* Start *

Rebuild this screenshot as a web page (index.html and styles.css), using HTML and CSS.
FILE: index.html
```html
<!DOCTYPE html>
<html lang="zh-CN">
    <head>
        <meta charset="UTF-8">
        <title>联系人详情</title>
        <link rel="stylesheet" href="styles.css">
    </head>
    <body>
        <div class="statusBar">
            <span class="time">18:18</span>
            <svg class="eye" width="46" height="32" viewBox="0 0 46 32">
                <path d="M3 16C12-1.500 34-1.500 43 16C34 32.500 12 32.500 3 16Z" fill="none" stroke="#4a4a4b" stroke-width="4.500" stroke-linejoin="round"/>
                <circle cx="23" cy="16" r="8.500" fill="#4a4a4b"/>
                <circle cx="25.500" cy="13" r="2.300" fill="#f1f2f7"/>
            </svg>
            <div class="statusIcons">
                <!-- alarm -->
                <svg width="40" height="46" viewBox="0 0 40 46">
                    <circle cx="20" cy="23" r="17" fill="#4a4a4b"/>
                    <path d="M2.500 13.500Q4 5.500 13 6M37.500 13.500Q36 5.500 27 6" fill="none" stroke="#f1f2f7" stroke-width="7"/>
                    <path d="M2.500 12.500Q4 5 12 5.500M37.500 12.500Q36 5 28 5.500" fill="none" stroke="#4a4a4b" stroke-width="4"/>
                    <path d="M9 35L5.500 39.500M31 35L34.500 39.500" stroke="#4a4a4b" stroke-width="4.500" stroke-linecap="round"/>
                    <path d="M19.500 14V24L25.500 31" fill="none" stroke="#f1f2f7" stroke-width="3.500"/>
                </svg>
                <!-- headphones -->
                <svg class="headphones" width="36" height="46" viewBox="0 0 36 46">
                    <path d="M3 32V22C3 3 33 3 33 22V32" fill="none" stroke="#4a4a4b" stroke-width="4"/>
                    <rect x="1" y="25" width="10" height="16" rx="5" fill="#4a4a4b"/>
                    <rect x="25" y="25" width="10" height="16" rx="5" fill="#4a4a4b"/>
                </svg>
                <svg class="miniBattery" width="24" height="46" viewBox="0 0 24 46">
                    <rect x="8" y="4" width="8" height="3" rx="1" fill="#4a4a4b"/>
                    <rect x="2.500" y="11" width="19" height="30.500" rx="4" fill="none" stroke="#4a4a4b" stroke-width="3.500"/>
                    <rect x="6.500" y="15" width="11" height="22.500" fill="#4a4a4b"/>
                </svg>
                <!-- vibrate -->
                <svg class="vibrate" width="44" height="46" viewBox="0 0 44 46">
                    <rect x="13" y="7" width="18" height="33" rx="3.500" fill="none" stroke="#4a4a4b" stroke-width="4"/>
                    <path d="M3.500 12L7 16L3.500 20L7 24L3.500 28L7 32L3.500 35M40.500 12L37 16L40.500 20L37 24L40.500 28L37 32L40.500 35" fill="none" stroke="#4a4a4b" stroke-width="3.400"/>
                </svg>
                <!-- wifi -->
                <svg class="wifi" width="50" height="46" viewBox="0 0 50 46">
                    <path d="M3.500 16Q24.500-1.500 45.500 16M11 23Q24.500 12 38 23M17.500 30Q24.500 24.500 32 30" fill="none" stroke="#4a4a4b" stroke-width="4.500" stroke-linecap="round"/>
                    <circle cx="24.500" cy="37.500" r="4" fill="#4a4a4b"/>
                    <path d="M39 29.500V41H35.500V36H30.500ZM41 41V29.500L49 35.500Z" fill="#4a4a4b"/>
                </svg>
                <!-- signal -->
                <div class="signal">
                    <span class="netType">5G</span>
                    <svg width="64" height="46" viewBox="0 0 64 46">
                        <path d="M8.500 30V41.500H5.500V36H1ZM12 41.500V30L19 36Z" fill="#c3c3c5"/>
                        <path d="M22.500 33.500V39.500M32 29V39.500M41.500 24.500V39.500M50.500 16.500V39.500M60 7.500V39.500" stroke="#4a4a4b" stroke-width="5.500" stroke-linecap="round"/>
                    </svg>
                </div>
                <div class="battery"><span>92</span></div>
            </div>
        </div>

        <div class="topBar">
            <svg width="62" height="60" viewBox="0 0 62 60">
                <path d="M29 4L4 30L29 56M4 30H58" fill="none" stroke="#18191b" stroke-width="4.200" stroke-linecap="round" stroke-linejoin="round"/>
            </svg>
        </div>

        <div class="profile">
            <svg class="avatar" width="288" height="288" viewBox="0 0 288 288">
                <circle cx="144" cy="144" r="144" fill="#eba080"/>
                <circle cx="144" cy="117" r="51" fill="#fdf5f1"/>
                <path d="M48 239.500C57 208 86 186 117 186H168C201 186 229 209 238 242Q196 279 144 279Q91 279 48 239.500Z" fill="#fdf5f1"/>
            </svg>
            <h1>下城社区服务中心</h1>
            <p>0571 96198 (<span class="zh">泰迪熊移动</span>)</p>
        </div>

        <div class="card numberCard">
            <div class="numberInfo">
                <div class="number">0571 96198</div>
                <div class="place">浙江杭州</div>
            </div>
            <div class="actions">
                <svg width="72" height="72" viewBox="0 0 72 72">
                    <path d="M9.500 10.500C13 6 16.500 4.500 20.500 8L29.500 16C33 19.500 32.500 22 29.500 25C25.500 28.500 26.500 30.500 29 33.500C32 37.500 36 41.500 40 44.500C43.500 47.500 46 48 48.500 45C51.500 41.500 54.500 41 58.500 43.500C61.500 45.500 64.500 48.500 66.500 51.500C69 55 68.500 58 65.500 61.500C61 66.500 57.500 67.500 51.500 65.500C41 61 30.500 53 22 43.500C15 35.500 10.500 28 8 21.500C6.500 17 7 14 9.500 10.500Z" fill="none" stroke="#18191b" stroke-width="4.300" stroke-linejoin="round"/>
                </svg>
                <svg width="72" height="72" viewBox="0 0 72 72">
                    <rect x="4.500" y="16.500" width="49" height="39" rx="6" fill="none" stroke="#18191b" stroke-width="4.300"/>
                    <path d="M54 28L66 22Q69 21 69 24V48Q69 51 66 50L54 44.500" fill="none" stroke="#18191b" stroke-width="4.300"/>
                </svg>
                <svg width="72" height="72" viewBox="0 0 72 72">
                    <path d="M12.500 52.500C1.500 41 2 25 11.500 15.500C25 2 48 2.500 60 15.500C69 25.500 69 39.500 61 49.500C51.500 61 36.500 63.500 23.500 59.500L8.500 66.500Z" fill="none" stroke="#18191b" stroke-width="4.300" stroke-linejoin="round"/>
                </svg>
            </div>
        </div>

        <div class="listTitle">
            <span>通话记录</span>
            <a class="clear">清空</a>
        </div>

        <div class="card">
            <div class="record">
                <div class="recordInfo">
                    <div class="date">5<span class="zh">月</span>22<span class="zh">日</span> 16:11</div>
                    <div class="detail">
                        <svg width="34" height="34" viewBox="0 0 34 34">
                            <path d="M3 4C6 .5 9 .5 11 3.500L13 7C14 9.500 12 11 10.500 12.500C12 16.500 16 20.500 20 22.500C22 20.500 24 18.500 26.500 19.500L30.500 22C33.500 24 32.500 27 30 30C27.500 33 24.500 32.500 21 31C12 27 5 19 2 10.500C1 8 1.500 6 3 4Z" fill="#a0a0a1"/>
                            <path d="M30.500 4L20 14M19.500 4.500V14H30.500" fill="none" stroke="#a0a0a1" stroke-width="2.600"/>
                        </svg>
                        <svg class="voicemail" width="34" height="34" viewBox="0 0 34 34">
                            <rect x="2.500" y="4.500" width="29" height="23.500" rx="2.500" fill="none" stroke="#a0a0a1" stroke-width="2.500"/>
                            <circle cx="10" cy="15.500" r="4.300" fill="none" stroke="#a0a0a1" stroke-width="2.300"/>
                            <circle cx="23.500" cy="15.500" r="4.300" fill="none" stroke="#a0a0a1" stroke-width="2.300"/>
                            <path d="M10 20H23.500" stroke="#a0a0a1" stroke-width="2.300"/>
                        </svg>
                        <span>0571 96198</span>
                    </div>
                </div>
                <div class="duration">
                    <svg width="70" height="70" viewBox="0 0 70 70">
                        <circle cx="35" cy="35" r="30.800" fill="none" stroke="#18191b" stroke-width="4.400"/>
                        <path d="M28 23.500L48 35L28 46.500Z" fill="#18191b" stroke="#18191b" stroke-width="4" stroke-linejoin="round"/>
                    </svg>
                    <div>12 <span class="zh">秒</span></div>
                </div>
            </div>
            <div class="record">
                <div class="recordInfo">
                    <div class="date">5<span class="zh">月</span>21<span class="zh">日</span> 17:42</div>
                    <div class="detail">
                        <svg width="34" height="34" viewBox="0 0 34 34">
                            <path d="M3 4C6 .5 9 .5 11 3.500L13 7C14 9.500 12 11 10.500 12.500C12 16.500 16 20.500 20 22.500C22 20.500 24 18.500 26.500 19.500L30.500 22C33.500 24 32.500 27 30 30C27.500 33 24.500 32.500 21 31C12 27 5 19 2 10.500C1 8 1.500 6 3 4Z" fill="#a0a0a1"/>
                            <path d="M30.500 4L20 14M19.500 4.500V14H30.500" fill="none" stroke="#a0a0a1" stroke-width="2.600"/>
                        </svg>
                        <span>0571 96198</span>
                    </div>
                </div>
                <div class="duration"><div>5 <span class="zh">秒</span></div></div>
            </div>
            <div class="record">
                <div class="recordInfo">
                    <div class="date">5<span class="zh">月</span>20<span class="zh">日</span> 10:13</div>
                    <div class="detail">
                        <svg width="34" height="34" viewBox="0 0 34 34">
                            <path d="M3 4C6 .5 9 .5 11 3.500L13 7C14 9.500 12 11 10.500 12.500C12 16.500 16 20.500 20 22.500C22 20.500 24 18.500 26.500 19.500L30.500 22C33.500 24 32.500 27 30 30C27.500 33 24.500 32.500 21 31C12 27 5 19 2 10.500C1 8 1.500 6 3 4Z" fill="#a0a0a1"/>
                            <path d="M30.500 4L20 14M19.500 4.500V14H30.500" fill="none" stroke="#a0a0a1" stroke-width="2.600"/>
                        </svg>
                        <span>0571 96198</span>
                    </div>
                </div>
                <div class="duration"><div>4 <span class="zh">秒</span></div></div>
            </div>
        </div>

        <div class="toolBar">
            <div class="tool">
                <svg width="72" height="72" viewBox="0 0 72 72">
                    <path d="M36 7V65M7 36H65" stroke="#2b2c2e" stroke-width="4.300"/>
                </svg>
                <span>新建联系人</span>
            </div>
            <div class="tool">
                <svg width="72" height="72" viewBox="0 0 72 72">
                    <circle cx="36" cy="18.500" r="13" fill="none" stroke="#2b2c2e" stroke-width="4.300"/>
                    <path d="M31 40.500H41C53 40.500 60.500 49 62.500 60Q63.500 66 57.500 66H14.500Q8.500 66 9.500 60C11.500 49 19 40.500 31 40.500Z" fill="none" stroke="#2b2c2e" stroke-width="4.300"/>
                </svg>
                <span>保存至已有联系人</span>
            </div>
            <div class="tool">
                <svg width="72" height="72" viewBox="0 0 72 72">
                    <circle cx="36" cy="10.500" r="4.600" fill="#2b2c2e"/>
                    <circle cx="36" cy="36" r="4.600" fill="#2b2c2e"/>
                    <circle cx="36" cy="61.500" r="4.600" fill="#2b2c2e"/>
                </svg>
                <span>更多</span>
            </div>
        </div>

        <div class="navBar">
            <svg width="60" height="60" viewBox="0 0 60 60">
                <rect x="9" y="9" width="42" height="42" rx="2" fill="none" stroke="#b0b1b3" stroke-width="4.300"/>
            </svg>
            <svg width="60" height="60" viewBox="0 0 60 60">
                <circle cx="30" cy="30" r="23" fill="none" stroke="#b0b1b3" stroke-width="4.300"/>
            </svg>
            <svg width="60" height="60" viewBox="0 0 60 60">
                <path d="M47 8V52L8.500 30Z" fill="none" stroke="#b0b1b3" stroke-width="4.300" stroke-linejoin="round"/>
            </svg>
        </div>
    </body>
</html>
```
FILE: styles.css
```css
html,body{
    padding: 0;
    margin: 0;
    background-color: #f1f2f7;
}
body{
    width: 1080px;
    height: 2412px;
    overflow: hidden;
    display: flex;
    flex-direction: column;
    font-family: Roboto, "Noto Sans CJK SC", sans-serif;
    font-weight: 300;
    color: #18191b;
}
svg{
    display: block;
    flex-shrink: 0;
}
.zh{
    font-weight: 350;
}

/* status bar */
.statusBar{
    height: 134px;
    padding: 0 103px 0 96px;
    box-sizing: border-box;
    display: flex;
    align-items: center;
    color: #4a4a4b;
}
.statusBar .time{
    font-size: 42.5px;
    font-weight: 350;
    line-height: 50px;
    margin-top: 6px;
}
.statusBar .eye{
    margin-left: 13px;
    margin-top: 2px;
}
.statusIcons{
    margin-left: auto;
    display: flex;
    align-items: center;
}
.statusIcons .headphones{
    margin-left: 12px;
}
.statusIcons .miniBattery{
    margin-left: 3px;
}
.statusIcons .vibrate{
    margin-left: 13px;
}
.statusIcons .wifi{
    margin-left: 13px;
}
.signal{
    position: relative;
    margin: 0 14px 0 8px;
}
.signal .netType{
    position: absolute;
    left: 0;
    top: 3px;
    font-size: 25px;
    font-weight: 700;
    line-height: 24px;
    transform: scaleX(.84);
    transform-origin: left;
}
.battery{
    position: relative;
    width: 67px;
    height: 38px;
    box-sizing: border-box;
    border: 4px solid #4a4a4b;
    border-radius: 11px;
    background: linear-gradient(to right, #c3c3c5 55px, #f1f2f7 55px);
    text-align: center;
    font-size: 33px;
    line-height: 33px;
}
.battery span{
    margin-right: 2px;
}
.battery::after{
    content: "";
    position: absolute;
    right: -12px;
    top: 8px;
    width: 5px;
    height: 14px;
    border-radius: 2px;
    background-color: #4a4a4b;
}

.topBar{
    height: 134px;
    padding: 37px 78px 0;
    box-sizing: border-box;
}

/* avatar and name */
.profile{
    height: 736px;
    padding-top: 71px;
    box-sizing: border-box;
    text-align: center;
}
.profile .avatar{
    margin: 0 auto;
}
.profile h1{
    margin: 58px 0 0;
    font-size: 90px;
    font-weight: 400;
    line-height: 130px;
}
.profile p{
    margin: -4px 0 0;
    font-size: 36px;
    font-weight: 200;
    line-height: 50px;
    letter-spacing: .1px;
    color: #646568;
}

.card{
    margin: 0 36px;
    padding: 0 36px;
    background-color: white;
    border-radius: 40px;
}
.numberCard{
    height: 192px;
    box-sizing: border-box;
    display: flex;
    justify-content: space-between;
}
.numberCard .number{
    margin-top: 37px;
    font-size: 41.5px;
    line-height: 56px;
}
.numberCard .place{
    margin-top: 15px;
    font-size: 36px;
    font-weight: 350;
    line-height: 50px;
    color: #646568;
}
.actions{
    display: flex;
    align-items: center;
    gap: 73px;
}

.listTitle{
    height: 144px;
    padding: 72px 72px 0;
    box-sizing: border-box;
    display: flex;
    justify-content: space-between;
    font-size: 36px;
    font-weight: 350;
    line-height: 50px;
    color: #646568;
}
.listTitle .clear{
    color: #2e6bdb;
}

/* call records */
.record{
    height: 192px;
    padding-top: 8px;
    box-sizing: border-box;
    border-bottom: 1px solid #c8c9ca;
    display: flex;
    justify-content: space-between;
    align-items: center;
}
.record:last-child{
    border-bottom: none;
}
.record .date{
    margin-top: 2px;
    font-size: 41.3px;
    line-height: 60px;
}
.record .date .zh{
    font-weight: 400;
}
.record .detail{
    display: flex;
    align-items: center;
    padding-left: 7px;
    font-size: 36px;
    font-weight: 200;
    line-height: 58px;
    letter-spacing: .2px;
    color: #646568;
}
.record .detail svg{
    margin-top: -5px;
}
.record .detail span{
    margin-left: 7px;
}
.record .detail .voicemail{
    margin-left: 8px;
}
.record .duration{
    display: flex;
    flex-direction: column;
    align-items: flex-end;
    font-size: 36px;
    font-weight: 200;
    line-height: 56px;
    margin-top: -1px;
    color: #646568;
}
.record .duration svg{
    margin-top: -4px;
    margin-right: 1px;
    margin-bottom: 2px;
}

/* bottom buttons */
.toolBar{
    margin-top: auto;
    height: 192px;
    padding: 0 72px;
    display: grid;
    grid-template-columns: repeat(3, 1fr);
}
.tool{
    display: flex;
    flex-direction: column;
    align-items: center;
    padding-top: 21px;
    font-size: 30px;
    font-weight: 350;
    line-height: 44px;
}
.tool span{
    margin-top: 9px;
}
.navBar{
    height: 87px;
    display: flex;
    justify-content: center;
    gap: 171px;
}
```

* End *

PROBLEM STATEMENT: Pick out lines containing the word "index", each one as written.

ANSWER TO THIS TASK:
Rebuild this screenshot as a web page (index.html and styles.css), using HTML and CSS.
FILE: index.html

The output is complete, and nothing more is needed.